Figure 9 shows how round-off introduces biases into the formulas based on the average standard deviation statistic. From the bottom, according to their left-hand end points, the curves are for subgroups of size 2, 3, 4, 5, 6, 8, and 10.

Here, except for *n* = 2, round-off begins to introduce bias as soon as *SD(X)* gets smaller than twice the measurement increment. As before, these curves all plunge on the left, and the limits shrink to oblivion as *SD(X)* gets smaller and smaller relative to the measurement increment.

Before we can say that our average and standard deviation chart is likely to be free from the biases introduced by chunky data, we will want to have an average standard deviation statistic that is greater than twice the measurement increment.

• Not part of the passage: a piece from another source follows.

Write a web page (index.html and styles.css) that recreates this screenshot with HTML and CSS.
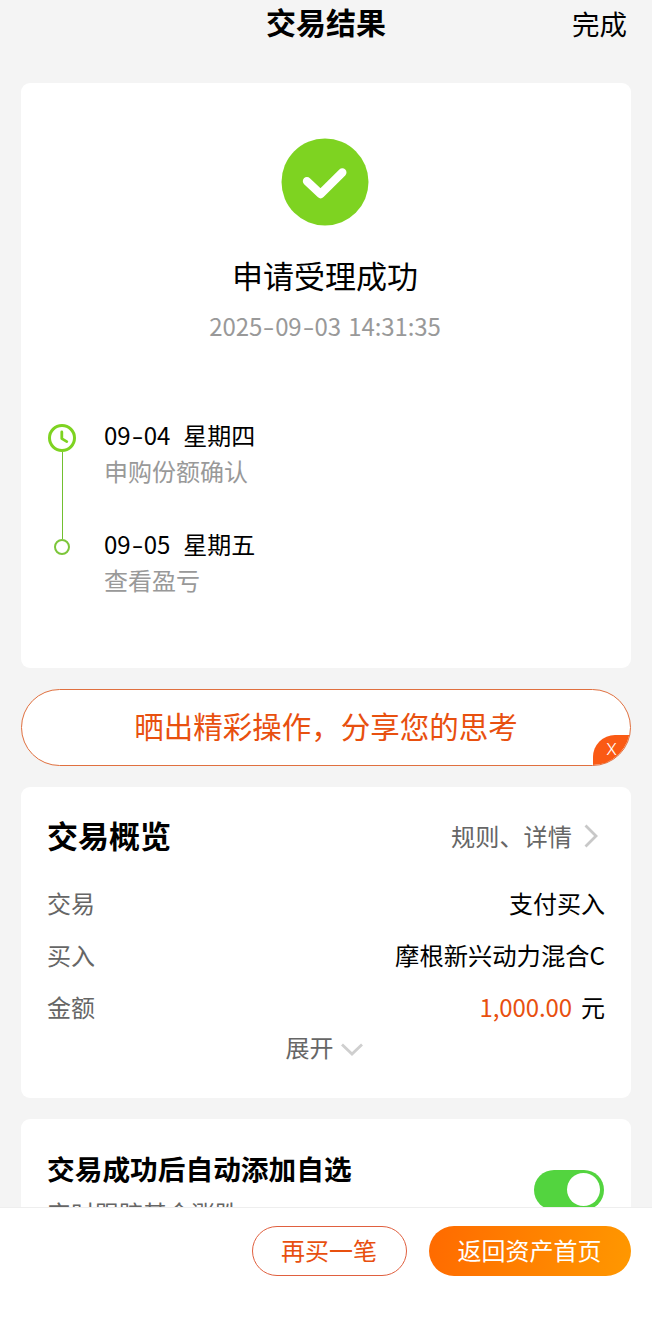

Figures 6 and 9 show that the effects of chunky data are eventually the same regardless of whether we’re using subgroup ranges or subgroup standard deviations. Once *SD(X)* is less than one-half measurement increment, the limits will plummet toward zero regardless of subgroup size and regardless of which measure of dispersion we use.

Chunky data are a problem with the measurement system that can be detected on an ordinary process behavior chart. It’s easy to spot, and it’s important to know about because it represents one of the two failure modes for a process behavior chart where the chart does not fail-safe. Chunky data will eventually create an excess number of false alarms, which will undermine the credibility of a process behavior chart.

The solution to chunky data requires less round-off in the measurements or an increase in the variation within the subgroups. Otherwise, your process behavior charts are likely to be misleading.

## Comments

## Nice refinement

This is one of my favorite topics. I'm glad to see the refinement (the power curves) to the original texts.

The problem I have often observed, especially with people who are new to SPC, is that they don't notice the chunky data patterns, and will thus find plenty of opportunities to tamper.